Le ministre de la marine marchande, Miltiadis Varvitsiotis, a également annoncé lundi 11 septembre sa démission après le tollé provoqué par ses propos à la suite du drame. Sur la chaîne de télévision Open, il avait indiqué qu’« il y a ceux qui pleurent la victime et ceux qui pleurent les personnes qui travaillent pour avoir un salaire, pour vivre décemment et qui sont désormais accusées de meurtre », faisant allusion aux membres de l’équipage arrêtés. Tout en demandant « pardon »pour ces propos qui pouvaient être mal interprétés, Miltiadis Varvitsiotis a insisté, lors de sa démission : « En aucune manière, je n’ai remis en question les responsabilités de l’équipage et du transporteur. » Le directeur général de la compagnie maritime Attica Group, propriétaire du ferry, a aussi démissionné.

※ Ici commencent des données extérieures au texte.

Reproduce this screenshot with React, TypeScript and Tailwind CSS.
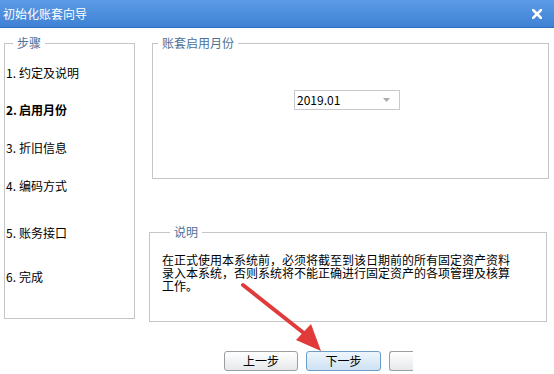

« On a du mal à comprendre, c’est une tragédie inconcevable, intolérable », a déclaré sur Facebook, à la suite de la mort du jeune homme, le premier ministre grec, Kyriakos Mitsotakis. « Je suis particulièrement choqué par le message envoyé par cette tragédie : un mélange d’irresponsabilité et de cynisme, de mépris et d’indifférence, qui finit par se transformer en violence. Et soudain, à cause de cela, un enfant disparaît… », a-t-il ajouté, alors que s’amplifiait la colère dans un pays qui a déjà dû faire face à d’autres drames cet été, avec les incendies et les inondations qui ont coûté la vie à plus de 40 personnes.

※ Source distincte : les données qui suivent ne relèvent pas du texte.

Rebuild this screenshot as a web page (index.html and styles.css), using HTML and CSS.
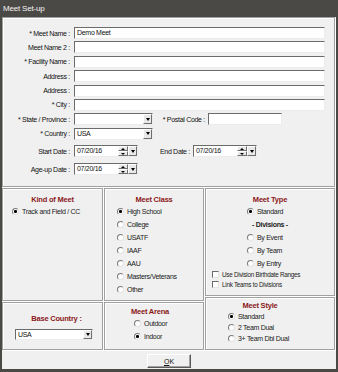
FILE: index.html
```html
<!DOCTYPE html>
<html lang="en">

<head>
  <meta charset="UTF-8" />
  <title>Meet Set-up</title>
  <link rel="stylesheet" href="styles.css">
</head>

<body>
  <div class="window">
    <div class="titlebar">Meet Set-up</div>

    <div class="client">
      <!-- general meet info -->
      <div class="panel setup">
        <div class="row">
          <span class="lbl">* Meet Name :</span>
          <span class="field wide">Demo Meet</span>
        </div>
        <div class="row">
          <span class="lbl">Meet Name 2 :</span>
          <span class="field wide"></span>
        </div>
        <div class="row">
          <span class="lbl">* Facility Name :</span>
          <span class="field wide"></span>
        </div>
        <div class="row">
          <span class="lbl">Address :</span>
          <span class="field wide"></span>
        </div>
        <div class="row">
          <span class="lbl">Address :</span>
          <span class="field wide"></span>
        </div>
        <div class="row">
          <span class="lbl">* City :</span>
          <span class="field wide"></span>
        </div>
        <div class="row">
          <span class="lbl">* State / Province :</span>
          <span class="field sel"><span class="val"></span><span class="btn drop"><i class="down"></i></span></span>
          <span class="lbl postal-lbl">* Postal Code :</span>
          <span class="field postal"></span>
        </div>
        <div class="row">
          <span class="lbl">* Country :</span>
          <span class="field sel"><span class="val">USA</span><span class="btn drop"><i class="down"></i></span></span>
        </div>
        <div class="row date-row">
          <span class="lbl">Start Date :</span>
          <span class="field date">
            <span class="val">07/20/16</span>
            <span class="spin"><span class="btn"><i class="up"></i></span><span class="btn"><i class="down"></i></span></span>
            <span class="btn drop"><i class="down"></i></span>
          </span>
          <span class="lbl postal-lbl">End Date :</span>
          <span class="field date">
            <span class="val">07/20/16</span>
            <span class="spin"><span class="btn"><i class="up"></i></span><span class="btn"><i class="down"></i></span></span>
            <span class="btn drop"><i class="down"></i></span>
          </span>
        </div>
        <div class="row date-row">
          <span class="lbl">Age-up Date :</span>
          <span class="field date">
            <span class="val">07/20/16</span>
            <span class="spin"><span class="btn"><i class="up"></i></span><span class="btn"><i class="down"></i></span></span>
            <span class="btn drop"><i class="down"></i></span>
          </span>
        </div>
      </div>

      <div class="lower">
        <div class="col c1">
          <div class="panel kind">
            <div class="head">Kind of Meet</div>
            <div class="opt"><span class="radio on"></span>Track and Field / CC</div>
          </div>
          <div class="panel base">
            <div class="head">Base Country :</div>
            <span class="field sel"><span class="val">USA</span><span class="btn drop"><i class="down"></i></span></span>
          </div>
        </div>

        <div class="col c2">
          <div class="panel klass">
            <div class="head">Meet Class</div>
            <div class="opt"><span class="radio on"></span>High School</div>
            <div class="opt"><span class="radio"></span>College</div>
            <div class="opt"><span class="radio"></span>USATF</div>
            <div class="opt"><span class="radio"></span>IAAF</div>
            <div class="opt"><span class="radio"></span>AAU</div>
            <div class="opt"><span class="radio"></span>Masters/Veterans</div>
            <div class="opt"><span class="radio"></span>Other</div>
          </div>
          <div class="panel arena">
            <div class="head">Meet Arena</div>
            <div class="opt"><span class="radio"></span>Outdoor</div>
            <div class="opt"><span class="radio on"></span>Indoor</div>
          </div>
        </div>

        <div class="col c3">
          <div class="panel type">
            <div class="head">Meet Type</div>
            <div class="opt"><span class="radio on"></span>Standard</div>
            <div class="sub">- Divisions -</div>
            <div class="opt"><span class="radio"></span>By Event</div>
            <div class="opt"><span class="radio"></span>By Team</div>
            <div class="opt"><span class="radio"></span>By Entry</div>
            <div class="check-row first"><span class="check"></span>Use Division Birthdate Ranges</div>
            <div class="check-row"><span class="check"></span>Link Teams to Divisions</div>
          </div>
          <div class="panel mstyle">
            <div class="head">Meet Style</div>
            <div class="opt"><span class="radio on"></span>Standard</div>
            <div class="opt"><span class="radio"></span>2 Team Dual</div>
            <div class="opt"><span class="radio"></span>3+ Team Dbl Dual</div>
          </div>
        </div>
      </div>

      <div class="footer">
        <button class="ok"><u>O</u>K</button>
      </div>
    </div>
  </div>
</body>

</html>
```

FILE: styles.css
```css
* {
  margin: 0;
  padding: 0;
  box-sizing: border-box;
}

html,
body {
  width: 338px;
  height: 372px;
  overflow: hidden;
}

body {
  background: #f0f0f0;
  font-family: "Liberation Sans", Arial, sans-serif;
  font-size: 7px;
  letter-spacing: -0.3px;
  color: #111;
}

.window {
  width: 338px;
  height: 372px;
  display: flex;
  flex-direction: column;
  background: #4b4946;
}

.titlebar {
  height: 17px;
  line-height: 17px;
  padding-left: 3px;
  color: #f4f4f4;
  font-size: 8px;
  letter-spacing: -0.2px;
}

.client {
  flex: 1;
  margin: 0 2px 3px 2px;
  background: #f0f0f0;
  display: flex;
  flex-direction: column;
}

/* etched frame */
.panel {
  border: 1px solid #a0a0a0;
  box-shadow: inset 1px 1px #fff, 1px 1px #fff;
}

.setup {
  width: 333px;
  height: 170px;
  margin-bottom: 1px;
  padding-top: 9px;
}

.row {
  display: flex;
  align-items: center;
  height: 12px;
  margin-bottom: 2.4px;
}

.row.date-row {
  margin-top: 5.7px;
}

.lbl {
  width: 67px;
  margin-right: 4px;
  text-align: right;
  white-space: nowrap;
}

.postal-lbl {
  width: 51px;
  margin: 0 3px 0 1px;
}

.field {
  display: flex;
  align-items: center;
  height: 12px;
  line-height: 10px;
  padding-left: 2px;
  background: #fff;
  border: 1px solid;
  border-color: #6b6b6b #ececec #ececec #6b6b6b;
  white-space: nowrap;
}

.wide {
  width: 251px;
}

.sel {
  width: 79px;
}

.postal {
  width: 74px;
}

.val {
  flex: 1;
}

.date {
  width: 64px;
}

/* small windows style buttons */
.btn {
  display: flex;
  align-items: center;
  justify-content: center;
  background: #e8e8e8;
  border: 1px solid;
  border-color: #fff #6f6f6f #6f6f6f #fff;
}

.drop {
  width: 9px;
  height: 10px;
}

.spin {
  display: flex;
  flex-direction: column;
  width: 10px;
  height: 10px;
}

.spin .btn {
  height: 5px;
}

.down,
.up {
  display: block;
  width: 0;
  height: 0;
  border-left: 2.5px solid transparent;
  border-right: 2.5px solid transparent;
}

.down {
  border-top: 3px solid #000;
}

.spin .down {
  border-top-width: 2px;
}

.up {
  border-bottom: 2px solid #000;
}

/* lower group boxes */
.lower {
  display: flex;
  gap: 1px;
  height: 163px;
}

.col {
  display: flex;
  flex-direction: column;
  gap: 1px;
}

.c1 {
  width: 101px;
}

.c2 {
  width: 100px;
}

.c3 {
  width: 130px;
}

.head {
  height: 10px;
  line-height: 10px;
  text-align: center;
  font-weight: bold;
  font-size: 7.5px;
  letter-spacing: -0.2px;
  color: #8b1a1a;
  white-space: nowrap;
}

.opt {
  display: flex;
  align-items: center;
  height: 13px;
  white-space: nowrap;
  color: #1a1a1a;
}

.radio {
  flex: none;
  width: 7px;
  height: 7px;
  margin-right: 3px;
  border-radius: 50%;
  background: #fff;
  border: 1px solid;
  border-color: #7a7a7a #e4e4e4 #e4e4e4 #7a7a7a;
}

.radio.on {
  background: radial-gradient(circle, #000 1.3px, #fff 1.7px);
}

.kind {
  height: 113px;
  padding: 6px 0 0 9px;
}

.kind .head {
  margin-left: -9px;
}

.base {
  height: 48px;
  padding: 11px 0 0 12px;
}

.base .head {
  margin-left: -4px;
}

.base .sel {
  width: 78px;
  height: 11px;
  margin-top: 5px;
}

.base .drop {
  height: 9px;
}

.klass {
  height: 113px;
  padding: 6px 0 0 12px;
}

.klass .head {
  margin-left: -12px;
}

.arena {
  height: 48px;
  padding: 4px 0 0 29px;
}

.arena .head {
  margin-left: -29px;
  padding-right: 8px;
}

.type {
  height: 108px;
  padding-top: 6px;
}

.type .opt {
  padding-left: 41px;
}

.sub {
  height: 13px;
  line-height: 13px;
  text-align: center;
  font-weight: bold;
  color: #222;
}

.check-row {
  display: flex;
  align-items: center;
  height: 10px;
  padding-left: 6px;
  font-size: 6.3px;
  letter-spacing: -0.25px;
  white-space: nowrap;
  color: #1a1a1a;
}

.check-row.first {
  margin-top: -1px;
}

.check {
  flex: none;
  width: 7px;
  height: 7px;
  margin-right: 3px;
  background: #fff;
  border: 1px solid;
  border-color: #6b6b6b #e4e4e4 #e4e4e4 #6b6b6b;
}

.mstyle {
  height: 53px;
  padding-top: 3px;
}

.mstyle .head {
  padding-right: 20px;
}

.mstyle .opt {
  height: 11px;
  padding-left: 22px;
}

.footer {
  flex: 1;
  display: flex;
  justify-content: center;
  padding-top: 3px;
}

.ok {
  width: 44px;
  height: 14px;
  font: inherit;
  letter-spacing: 0;
  color: #111;
  background: #f0f0f0;
  border: 1px solid;
  border-color: #fff #5a5a5a #5a5a5a #fff;
  box-shadow: inset -1px -1px #a0a0a0;
}
```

« L’émergence d’un cynisme sans précédent »
Dans les médias grecs, de nouvelles révélations continuent d’émouvoir la société grecque. Antonis Karyotis semblait venir d’une famille pauvre de Crète et souffrait d’un handicap mental. L’Observatoire grec des accords d’Helsinki, ONG de défense des droits de l’homme, a d’ailleurs demandé dans une lettre au procureur adjoint de la Cour suprême de tenir compte d’une possible discrimination pouvant expliquer l’acte violent de l’équipage contre le jeune passager. Depuis, d’autres enregistrements récupérés par la chaîne de télévision ANT1 ont provoqué un nouveau tollé. L’un des membres de l’équipage raconte dans un extrait : « Je croyais qu’il n’avait pas de billet. Je pensais que c’était un Noir, un Pakistanais… Il était assis là, à tourner en rond, mais il ne m’a pas montré son billet. »

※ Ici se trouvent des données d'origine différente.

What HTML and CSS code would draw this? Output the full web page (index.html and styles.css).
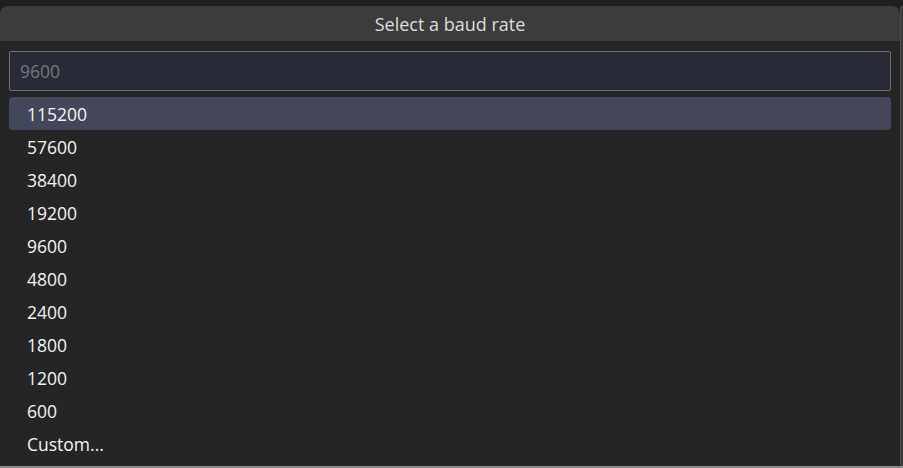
FILE: index.html
```html
<!DOCTYPE html>
<html>
<head>
<meta charset="utf-8">
<link rel="stylesheet" href="styles.css">
</head>
<body>
<div class="screen">
  <div class="widget">
    <div class="title">Select a baud rate</div>
    <div class="panel">
      <div class="input"><span class="placeholder">9600</span></div>
      <ul class="list">
        <li class="item active">115200</li>
        <li class="item">57600</li>
        <li class="item">38400</li>
        <li class="item">19200</li>
        <li class="item">9600</li>
        <li class="item">4800</li>
        <li class="item">2400</li>
        <li class="item">1800</li>
        <li class="item">1200</li>
        <li class="item">600</li>
        <li class="item">Custom...</li>
      </ul>
    </div>
  </div>
  <div class="edge"></div>
</div>
<div class="bottom"></div>
</body>
</html>
```
FILE: styles.css
```css
html, body {
  margin: 0;
  padding: 0;
  width: 903px;
  height: 468px;
  overflow: hidden;
  background: #1f1f1f;
  font-family: "Open Sans", "Noto Sans", sans-serif;
}
.screen {
  display: flex;
  height: 466px;
  padding-top: 6px;
  box-sizing: border-box;
}
.widget {
  width: 900px;
  display: flex;
  flex-direction: column;
  background: #252526;
  border-radius: 8px 8px 0 0;
  overflow: hidden;
}
.title {
  height: 35px;
  background: #3c3c3c;
  color: #dedede;
  font-size: 18px;
  font-weight: 500;
  display: flex;
  align-items: center;
  justify-content: center;
}
.panel {
  flex: 1;
  padding: 10px 9px 0 9px;
}
.input {
  height: 40px;
  box-sizing: border-box;
  border: 1px solid #6c6c7c;
  border-radius: 2px;
  background: #282a36;
  display: flex;
  align-items: center;
  padding-left: 10px;
  font-size: 17.5px;
}
.placeholder {
  color: #76767e;
}
.list {
  list-style: none;
  margin: 6px 0 0 0;
  padding: 0;
}
.item {
  height: 33px;
  display: flex;
  align-items: center;
  padding-left: 18px;
  color: #f4f4f4;
  font-size: 17.5px;
  font-weight: 500;
  border-radius: 4px;
}
.item.active {
  background: #44475a;
}
.edge {
  width: 3px;
  background: #3a3a3a;
  border-left: 1px solid #4a4a4a;
  box-sizing: border-box;
}
.bottom {
  height: 2px;
  background: #8c8c8c;
}
```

Tous les médias et la grande majorité des hommes politiques ont condamné les agissements des membres de l’équipage. Certains ont même fait le rapprochement avec la cruauté à laquelle font face de nombreux réfugiés refoulés violemment par les gardes-côtes grecs vers les eaux territoriales turques. Athènes a toujours démenti avoir recours à cette pratique allant à l’encontre du droit international, mais les enquêtes contre les autorités grecques se multiplient.
En juin, le naufrage d’un bateau en provenance de Libye, qui avait coûté la vie à des centaines de réfugiés au large de Pylos, avait aussi conduit à questionner le rôle des gardes-côtes grecs, qui n’étaient intervenus que trop tard sur les lieux du naufrage, malgré plusieurs alertes de la part de l’ONG Alarm Phone et de l’agence européenne de surveillance aux frontières Frontex. Pour le magazine LIFO, la crise économique subie par les Grecs durant une décennie et la pandémie qui ont renforcé l’individualisme et le repli sur soi n’expliquent pas tout. « Le problème est ailleurs, il est lié au manque d’éducation, de compréhension, d’empathie, à l’émergence d’un cynisme, d’une misanthropie et d’un individualisme sans précédent », écrit le journaliste Thodoris Antonopoulos.